Looking at the third principle of engagement, you have students who function very well with routine. For instance, I see my two self-contained classes, the same day, every week. They come on a very set schedule. This works very well for them. They know that one class comes on Tuesday, the other class comes on Friday. The class that comes on Friday does library, then lunch. That's my students with autism class, and those students, if you looked at how they might use their schedule boards, for instance, on how they move throughout their day, this reinforces that. That first we do library, then we do lunch. It becomes a routine for them that they know when they come, they generally sit in the same spots every time they come; I'm going to sit in the same spot when they arrive. They have a level of expectation that there is a routine to do what we do, that this is what's going to happen. And we function in that very routine way because that is what works for that particular class.

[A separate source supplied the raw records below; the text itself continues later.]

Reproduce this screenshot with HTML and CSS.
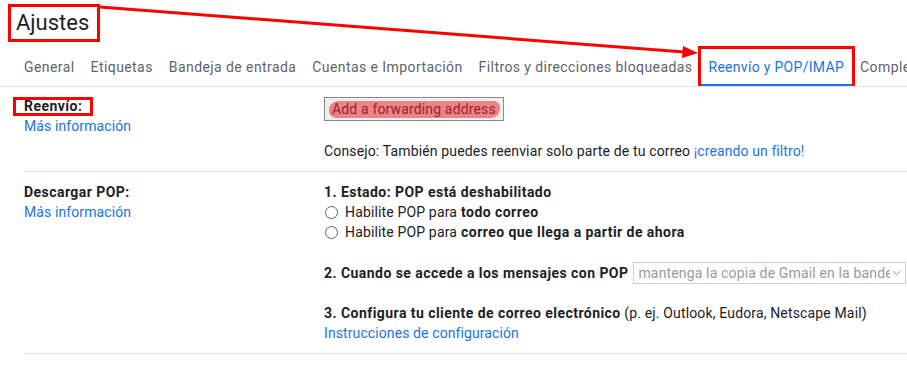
FILE: index.html
```html
<!DOCTYPE html>
<html lang="es">
<head>
    <meta charset="UTF-8">
    <meta name="viewport" content="width=device-width, initial-scale=1.0">
    <title>Ajustes</title>
    <link rel="stylesheet" href="styles.css">
</head>
<body>
    <div class="settings">
        <header class="settings-head">
            <h1 class="settings-title">Ajustes</h1>
        </header>

        <nav class="tabs">
            <a class="tab">General</a>
            <a class="tab">Etiquetas</a>
            <a class="tab">Bandeja de entrada</a>
            <a class="tab">Cuentas e Importación</a>
            <a class="tab">Filtros y direcciones bloqueadas</a>
            <a class="tab tab-active">Reenvío y POP/IMAP</a>
            <a class="tab tab-cut">Comple</a>
        </nav>

        <div class="rows">
            <div class="row row-first">
                <div class="row-label">
                    <span class="label-name label-marked">Reenvío:</span>
                    <a class="link">Más información</a>
                </div>
                <div class="row-value">
                    <button class="fwd-btn">Add a forwarding address</button>
                    <p class="hint">Consejo: También puedes reenviar solo parte de tu correo <a class="link">¡creando un filtro!</a></p>
                </div>
            </div>

            <div class="row">
                <div class="row-label">
                    <span class="label-name">Descargar POP:</span>
                    <a class="link">Más información</a>
                </div>
                <div class="row-value">
                    <p class="strong">1. Estado: POP está deshabilitado</p>
                    <label class="radio-line"><input type="radio" name="pop" class="radio"> Habilite POP para <b>todo correo</b></label>
                    <label class="radio-line"><input type="radio" name="pop" class="radio"> Habilite POP para <b>correo que llega a partir de ahora</b></label>

                    <div class="pop-access">
                        <span class="strong">2. Cuando se accede a los mensajes con POP</span>
                        <div class="fake-select">
                            <span class="fake-select-text">mantenga la copia de Gmail en la bande</span>
                            <svg class="chevron" viewBox="0 0 10 6" width="9" height="6"><path d="M1 1l4 4 4-4" fill="none" stroke="#b0b0b0" stroke-width="1.2"/></svg>
                        </div>
                    </div>

                    <p class="client"><b>3. Configura tu cliente de correo electrónico</b> (p. ej. Outlook, Eudora, Netscape Mail)</p>
                    <a class="link">Instrucciones de configuración</a>
                </div>
            </div>
        </div>

        <!-- flecha de la anotación -->
        <svg class="annot-arrow" width="907" height="367" viewBox="0 0 907 367">
            <line x1="100" y1="7" x2="684" y2="52" stroke="#f00" stroke-width="3"/>
            <polygon points="698,53 683,46 682,58" fill="#f00"/>
        </svg>
    </div>
</body>
</html>
```

FILE: styles.css
```css
* {
    box-sizing: border-box;
}

body {
    margin: 0;
    background: #fff;
    color: #202124;
    font-family: Roboto, 'Noto Sans', sans-serif;
    font-size: 14px;
    overflow: hidden;
}

.settings {
    position: relative;
    width: 907px;
    height: 367px;
    overflow: hidden;
}

.settings-head {
    padding: 4px 0 0 8px;
}

.settings-title {
    display: inline-block;
    margin: 0;
    padding: 2px 8px 2px 5px;
    border: 3px solid #f00;
    font-size: 22px;
    font-weight: 400;
    line-height: 28px;
    color: #1f1f1f;
}

.tabs {
    display: flex;
    padding-left: 16px;
    border-bottom: 1px solid #e3e3e3;
    white-space: nowrap;
    height: 45px;
    overflow: hidden;
}

.tab {
    position: relative;
    padding: 15px 8px 0;
    line-height: 20px;
    letter-spacing: 0.42px;
    color: #5f6368;
    flex-shrink: 0;
}

.tab-cut {
    padding-right: 0;
}

.tab-active {
    color: #1a73e8;
    letter-spacing: 0.3px;
    border-bottom: 3px solid #1a73e8;
    margin-bottom: -1px;
}

.tab-active::after {
    content: "";
    position: absolute;
    top: 4px;
    bottom: -5px;
    left: -2px;
    right: -3px;
    border: 3px solid #f00;
}

.rows {
    margin-left: 24px;
}

.row {
    display: grid;
    grid-template-columns: 300px minmax(0, 1fr);
    padding: 10px 0;
    border-bottom: 1px solid #e3e3e3;
}

.row-first {
    padding-top: 9px;
}

.row-label {
    display: flex;
    flex-direction: column;
    align-items: flex-start;
    line-height: 20px;
}

.label-name {
    font-weight: 700;
    letter-spacing: 0.45px;
}

.label-marked {
    position: relative;
}

.label-marked::after {
    content: "";
    position: absolute;
    top: 1px;
    bottom: 0;
    left: -11px;
    right: -11px;
    border: 3px solid #f00;
}

.link {
    color: #1a73e8;
    cursor: pointer;
    letter-spacing: 0.1px;
}

.row-value {
    min-width: 0;
    line-height: 20px;
    letter-spacing: 0.15px;
}

.row-value p {
    margin: 0;
}

.fwd-btn {
    position: relative;
    display: block;
    margin-top: 1px;
    height: 24px;
    padding: 0 7px;
    background: #efefef;
    border: 1px solid #8a8a8a;
    border-radius: 0;
    font-family: Roboto, sans-serif;
    font-size: 14px;
    letter-spacing: 0.15px;
    color: #202124;
}

.fwd-btn::after {
    content: "";
    position: absolute;
    top: 3px;
    bottom: 2px;
    left: 4px;
    right: 3px;
    border-radius: 9px 6px 9px 7px;
    background: rgba(236, 40, 48, 0.55);
}

.hint {
    margin-top: 20px !important;
}

.strong,
.row-value b {
    font-weight: 700;
    letter-spacing: 0.45px;
}

.radio-line {
    display: flex;
    align-items: center;
    height: 20px;
    white-space: nowrap;
}

.radio-line b {
    margin-left: 4px;
}

.radio {
    appearance: none;
    width: 13px;
    height: 13px;
    margin: 0 7px 0 1px;
    border: 1px solid #5f6368;
    border-radius: 50%;
}

.pop-access {
    display: flex;
    align-items: center;
    margin-top: 20px;
    height: 22px;
    white-space: nowrap;
}

.fake-select {
    display: flex;
    align-items: center;
    flex: 1;
    min-width: 0;
    height: 22px;
    margin: 0 1px 0 5px;
    padding: 0 4px;
    border: 1px solid #d0d0d0;
    color: #9a9a9a;
    letter-spacing: 0.15px;
}

.fake-select-text {
    flex: 1;
    min-width: 0;
    overflow: hidden;
}

.chevron {
    flex-shrink: 0;
    margin-left: 2px;
}

.client {
    margin-top: 19px !important;
}

.annot-arrow {
    position: absolute;
    top: 0;
    left: 0;
    pointer-events: none;
}
```
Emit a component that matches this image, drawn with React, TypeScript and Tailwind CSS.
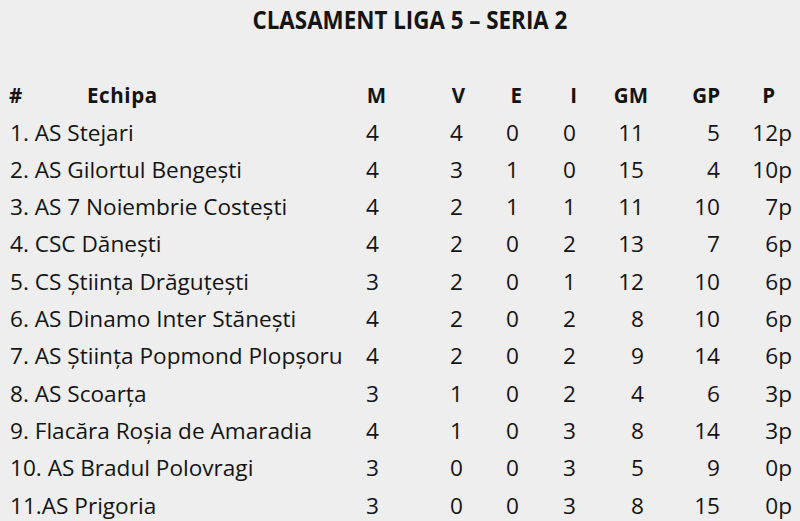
import React from "react";

const rows: [string, string, string, string, string, string, string, string][] = [
  ["1. AS Stejari", "4", "4", "0", "0", "11", "5", "12p"],
  ["2. AS Gilortul Bengești", "4", "3", "1", "0", "15", "4", "10p"],
  ["3. AS 7 Noiembrie Costești", "4", "2", "1", "1", "11", "10", "7p"],
  ["4. CSC Dănești", "4", "2", "0", "2", "13", "7", "6p"],
  ["5. CS Știința Drăguțești", "3", "2", "0", "1", "12", "10", "6p"],
  ["6. AS Dinamo Inter Stănești", "4", "2", "0", "2", "8", "10", "6p"],
  ["7. AS Știința Popmond Plopșoru", "4", "2", "0", "2", "9", "14", "6p"],
  ["8. AS Scoarța", "3", "1", "0", "2", "4", "6", "3p"],
  ["9. Flacăra Roșia de Amaradia", "4", "1", "0", "3", "8", "14", "3p"],
  ["10. AS Bradul Polovragi", "3", "0", "0", "3", "5", "9", "0p"],
  ["11.AS Prigoria", "3", "0", "0", "3", "8", "15", "0p"],
];

const grid = "grid grid-cols-[350px_29px_84px_56px_57px_68px_76px_72px]";

export default function App() {
  return (
    <div
      className="w-[800px] h-[521px] overflow-hidden bg-[#edeeed] text-[#141414]"
      style={{ fontFamily: '"Open Sans", "Noto Sans", sans-serif' }}
    >
      <div className="pt-[2px] pl-[20px] h-[36px] flex justify-center">
        <div className="inline-block origin-center scale-x-[0.895] text-[25px] leading-[34px] font-bold whitespace-nowrap">
          CLASAMENT LIGA 5 – SERIA 2
        </div>
      </div>
      <div className={`${grid} mt-[41px] h-[36.6px] items-center text-[20.5px] leading-[36px] font-bold`}>
        <div className="pl-[9px] flex whitespace-nowrap">
          <span className="w-[78px]">#</span>
          <span className="tracking-[0.6px]">Echipa</span>
        </div>
        <div className="text-right -mr-[7px]">M</div>
        <div className="text-right -mr-[2px]">V</div>
        <div className="text-right -mr-[3px]">E</div>
        <div className="text-right -mr-[1px]">I</div>
        <div className="text-right -mr-[4px]">GM</div>
        <div className="text-right">GP</div>
        <div className="text-right mr-[17px]">P</div>
      </div>
      <div>
        {rows.map((r, i) => (
          <div key={i} className={`${grid} h-[37.3px] text-[22.6px] leading-[37.3px]`}>
            <div className="pl-[10px] whitespace-nowrap">{r[0]}</div>
            {r.slice(1).map((c, j) => (
              <div key={j} className="text-right whitespace-nowrap">
                {c}
              </div>
            ))}
          </div>
        ))}
      </div>
    </div>
  );
}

On the other side, I have complete open access. For some of my students that struggle with the large class setting where there are lots of students milling around and we're all looking for books at the same time, a lot of my students with special needs, who are fully inclusive students, will often return to me on passes to come for open access reasons so they can work independently or so I can work with them one-on-one outside of the bounds of a formal class visit. This allows them to create a sense of independence in the room as well as get that one-on-one attention that they might want but they might not want it with other students around. Also with recruiting interests - looking at how they can make decisions through their own choices - we do very open, very liberal, you can take as many books as you want. I don't say “you can only have three books at a time,” because if you're excited about this -- and I was looking at my top patrons earlier today – that some of my top ten patrons as far as their activity in checking out books this year, are students that would that would fill in that 250 students with either an IEP or 504. They're very active users because we give them open range to do what they want to do. I also seek a lot of student input as well. What do you want to see? What are we doing well? What do you want to see more of? I survey the students a lot to get their feedback.